Die  Delegiertenversammlung der Landesärztekammer Hessen hat am 21. September 2022 die Streichung des Verbots der Ex-Post-Triage im Gesetzentwurf des Zweiten Gesetzes zur Änderung des Infektionsschutzgesetzes gefordert. In der einstimmig verabschiedeten Resolution forderten die Delegierten zudem eine Anpassung der fachlichen Voraussetzungen für die Zuteilung von Intensivbehandlungsplätzen im Vieraugenprinzip an die Realitäten.

Die Delegierten befürchten, dass am Ende weniger Menschen überleben könnten, weil Ärztinnen und Ärzten juristisch die Hände gebunden würden. „Der Ausschluss der Ex-post-Triage führt dazu, dass die klinische Erfolgsaussicht eines Patienten als zentrales Kriterium der ärztlichen Entscheidung in Notlagen nicht mehr das wichtigste Bewertungskriterium ist.“

Zudem sehe der Gesetzentwurf für die Zuteilungsentscheidung im sinnvollen Vieraugenprinzip weitere Bedingungen an die ärztliche Personalbesetzung vor, die in vielen Kliniken insbesondere nachts und am Wochenende nicht zu gewährleisten und im zeitlichen Druck der Entscheidungsnotwendigkeit auch kaum zu erreichen sei:

„Sie ist einvernehmlich von zwei Ärztinnen oder Ärzten zu treffen, die
1. Fachärztinnen oder Fachärzte sind,
2. im Bereich Intensivmedizin praktizieren,
3. über mehrjährige Erfahrung im Bereich Intensivmedizin verfügen und
4. die von der Zuteilungsentscheidung betroffenen Patientinnen und Patienten unabhängig voneinander begutachtet haben.

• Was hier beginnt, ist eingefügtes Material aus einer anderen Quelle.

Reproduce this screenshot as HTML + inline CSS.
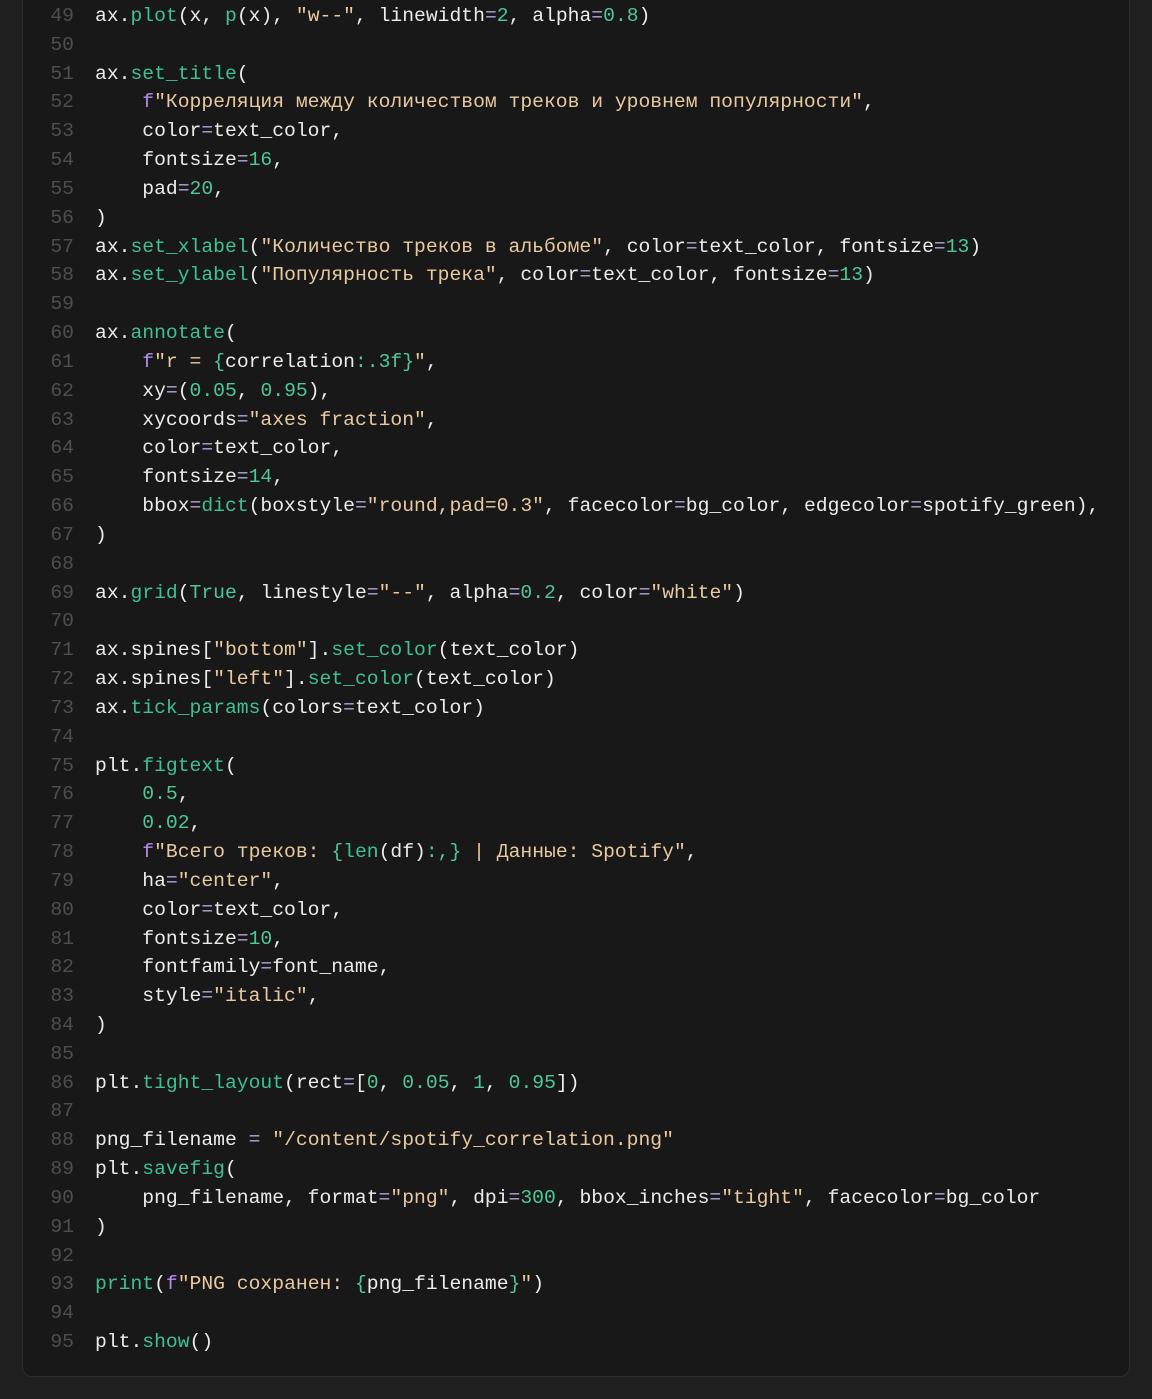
<!DOCTYPE html>
<html><head><meta charset="utf-8"><style>
html,body{margin:0;padding:0;background:#1f1f1f;width:1152px;height:1399px;overflow:hidden}
.panel{position:absolute;left:22px;top:-20px;width:1108px;height:1397px;background:#181818;border:1px solid #2c2c2c;border-radius:10px;box-sizing:border-box}
.code{position:absolute;left:0;top:2px;font-family:"Liberation Mono","DejaVu Sans Mono","Noto Sans CJK SC",monospace;font-size:19.7px;line-height:28.83px;color:#ececec}
.l{height:28.83px;white-space:pre}
.n{display:inline-block;width:74px;text-align:right;color:#4e4e4e;margin-right:21px}
.f{color:#3fc190}.s{color:#e9c9a0}.d{color:#4fc796}.p{color:#b58cf0}.o{color:#b3a6d6}
</style></head><body>
<div class="panel"></div>
<div class="code"><div class="l"><span class="n">49</span>ax.<span class="f">plot</span>(x, <span class="f">p</span>(x), <span class="s">"w--"</span>, linewidth<span class="o">=</span><span class="d">2</span>, alpha<span class="o">=</span><span class="d">0.8</span>)</div><div class="l"><span class="n">50</span></div><div class="l"><span class="n">51</span>ax.<span class="f">set_title</span>(</div><div class="l"><span class="n">52</span>    <span class="p">f</span><span class="s">"Корреляция между количеством треков и уровнем популярности"</span>,</div><div class="l"><span class="n">53</span>    color<span class="o">=</span>text_color,</div><div class="l"><span class="n">54</span>    fontsize<span class="o">=</span><span class="d">16</span>,</div><div class="l"><span class="n">55</span>    pad<span class="o">=</span><span class="d">20</span>,</div><div class="l"><span class="n">56</span>)</div><div class="l"><span class="n">57</span>ax.<span class="f">set_xlabel</span>(<span class="s">"Количество треков в альбоме"</span>, color<span class="o">=</span>text_color, fontsize<span class="o">=</span><span class="d">13</span>)</div><div class="l"><span class="n">58</span>ax.<span class="f">set_ylabel</span>(<span class="s">"Популярность трека"</span>, color<span class="o">=</span>text_color, fontsize<span class="o">=</span><span class="d">13</span>)</div><div class="l"><span class="n">59</span></div><div class="l"><span class="n">60</span>ax.<span class="f">annotate</span>(</div><div class="l"><span class="n">61</span>    <span class="p">f</span><span class="s">"r = </span><span class="d">{</span>correlation<span class="d">:.3f}</span><span class="s">"</span>,</div><div class="l"><span class="n">62</span>    xy<span class="o">=</span>(<span class="d">0.05</span>, <span class="d">0.95</span>),</div><div class="l"><span class="n">63</span>    xycoords<span class="o">=</span><span class="s">"axes fraction"</span>,</div><div class="l"><span class="n">64</span>    color<span class="o">=</span>text_color,</div><div class="l"><span class="n">65</span>    fontsize<span class="o">=</span><span class="d">14</span>,</div><div class="l"><span class="n">66</span>    bbox<span class="o">=</span><span class="f">dict</span>(boxstyle<span class="o">=</span><span class="s">"round,pad=0.3"</span>, facecolor<span class="o">=</span>bg_color, edgecolor<span class="o">=</span>spotify_green),</div><div class="l"><span class="n">67</span>)</div><div class="l"><span class="n">68</span></div><div class="l"><span class="n">69</span>ax.<span class="f">grid</span>(<span class="d">True</span>, linestyle<span class="o">=</span><span class="s">"--"</span>, alpha<span class="o">=</span><span class="d">0.2</span>, color<span class="o">=</span><span class="s">"white"</span>)</div><div class="l"><span class="n">70</span></div><div class="l"><span class="n">71</span>ax.spines[<span class="s">"bottom"</span>].<span class="f">set_color</span>(text_color)</div><div class="l"><span class="n">72</span>ax.spines[<span class="s">"left"</span>].<span class="f">set_color</span>(text_color)</div><div class="l"><span class="n">73</span>ax.<span class="f">tick_params</span>(colors<span class="o">=</span>text_color)</div><div class="l"><span class="n">74</span></div><div class="l"><span class="n">75</span>plt.<span class="f">figtext</span>(</div><div class="l"><span class="n">76</span>    <span class="d">0.5</span>,</div><div class="l"><span class="n">77</span>    <span class="d">0.02</span>,</div><div class="l"><span class="n">78</span>    <span class="p">f</span><span class="s">"Всего треков: </span><span class="d">{</span><span class="f">len</span>(df)<span class="d">:,}</span><span class="s"> | Данные: Spotify"</span>,</div><div class="l"><span class="n">79</span>    ha<span class="o">=</span><span class="s">"center"</span>,</div><div class="l"><span class="n">80</span>    color<span class="o">=</span>text_color,</div><div class="l"><span class="n">81</span>    fontsize<span class="o">=</span><span class="d">10</span>,</div><div class="l"><span class="n">82</span>    fontfamily<span class="o">=</span>font_name,</div><div class="l"><span class="n">83</span>    style<span class="o">=</span><span class="s">"italic"</span>,</div><div class="l"><span class="n">84</span>)</div><div class="l"><span class="n">85</span></div><div class="l"><span class="n">86</span>plt.<span class="f">tight_layout</span>(rect<span class="o">=</span>[<span class="d">0</span>, <span class="d">0.05</span>, <span class="d">1</span>, <span class="d">0.95</span>])</div><div class="l"><span class="n">87</span></div><div class="l"><span class="n">88</span>png_filename <span class="o">=</span> <span class="s">"/content/spotify_correlation.png"</span></div><div class="l"><span class="n">89</span>plt.<span class="f">savefig</span>(</div><div class="l"><span class="n">90</span>    png_filename, format<span class="o">=</span><span class="s">"png"</span>, dpi<span class="o">=</span><span class="d">300</span>, bbox_inches<span class="o">=</span><span class="s">"tight"</span>, facecolor<span class="o">=</span>bg_color</div><div class="l"><span class="n">91</span>)</div><div class="l"><span class="n">92</span></div><div class="l"><span class="n">93</span><span class="f">print</span>(<span class="p">f</span><span class="s">"PNG сохранен: </span><span class="d">{</span>png_filename<span class="d">}</span><span class="s">"</span>)</div><div class="l"><span class="n">94</span></div><div class="l"><span class="n">95</span>plt.<span class="f">show</span>()</div></div>
</body></html>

Von den an der Zuteilungsentscheidung beteiligten Ärztinnen und Ärzten darf nur eine Ärztin oder ein Arzt in die unmittelbare Behandlung der von der Zuteilungsentscheidung betroffenen Patientinnen oder Patienten eingebunden sein. Ist eine Patientin oder ein Patient mit einer Behinderung oder einer Komorbidität von der Zuteilungsentscheidung betroffen, muss die Einschätzung einer hinzuzuziehenden Person berücksichtigt werden, durch deren Fachexpertise den besonderen Belangen dieser Patientin oder dieses Patienten Rechnung getragen werden kann.“

„Es ist inakzeptabel“, so die Delegierten, „gesetzliche Bedingungen zu schaffen, die kaum umsetzbar sind. Es ist ebenfalls inakzeptabel, Ärzten und Ärztinnen akut Entscheidungen abzuverlangen, die später in aller Ruhe am Schreibtisch beurteilt und strafrechtlich eingeordnet werden können.“ Die Delegiertenversammlung befürchtet daher unter diesen Voraussetzungen eine Abwanderung von Ärztinnen und Ärzten aus der Intensiv- und Notfallmedizin.

„Als Ärztinnen und Ärzte sind wir zunächst dem individuellen Patienten verpflichtet“, erklären die Delegieren in der Resolution. „Gleichzeitig ist es unser Bestreben, das Leben und die Gesundheit möglichst vieler Menschen zu retten. Deswegen ist es richtig, in einer solchen Situation existenzieller Ressourcenknappheit einen Patienten mit nur noch minimalen kurzfristigen Überlebenschancen zugunsten eines anderen mit deutlich besseren Chancen vom Beatmungsgerät zu trennen. Nicht nur Handeln, sondern auch Unterlassen kann die Menschenwürde und das Recht auf Leben verletzen. Ärztinnen und Ärzte befinden sich im Fall einer pandemiebedingten Triage in einer extremen und zeitkritischen Entscheidungssituation“, heißt es in der Erklärung der Delegierten.

Der Begriff der Triage stammt aus der Militärmedizin und bedeutet „Auswahl“ oder „Sortierung“. Dieses Vorgehen wird in der Katastrophenmedizin eingesetzt. Es sind vier Sichtungskategorien festgelegt, deren Ziel es ist, die medizinischen Ressourcen schnellstmöglich denen zur Verfügung zu stellen, die diese am dringlichsten brauchen, folglich nicht denen, die keine Überlebenschancen haben oder deren Verletzungen nicht dringlich sind.

Bei der Ex-post-Triage können auch diejenigen Patienten in eine Entscheidung bei der Zuteilung von knappen Mitteln einbezogen werden, denen Ressource wie z.B. Beatmungsgeräte bereits zugeteilt wurde. Die Ex-post-Triage kann daher den Entzug einer bereits zugeteilten Ressource bedeuten.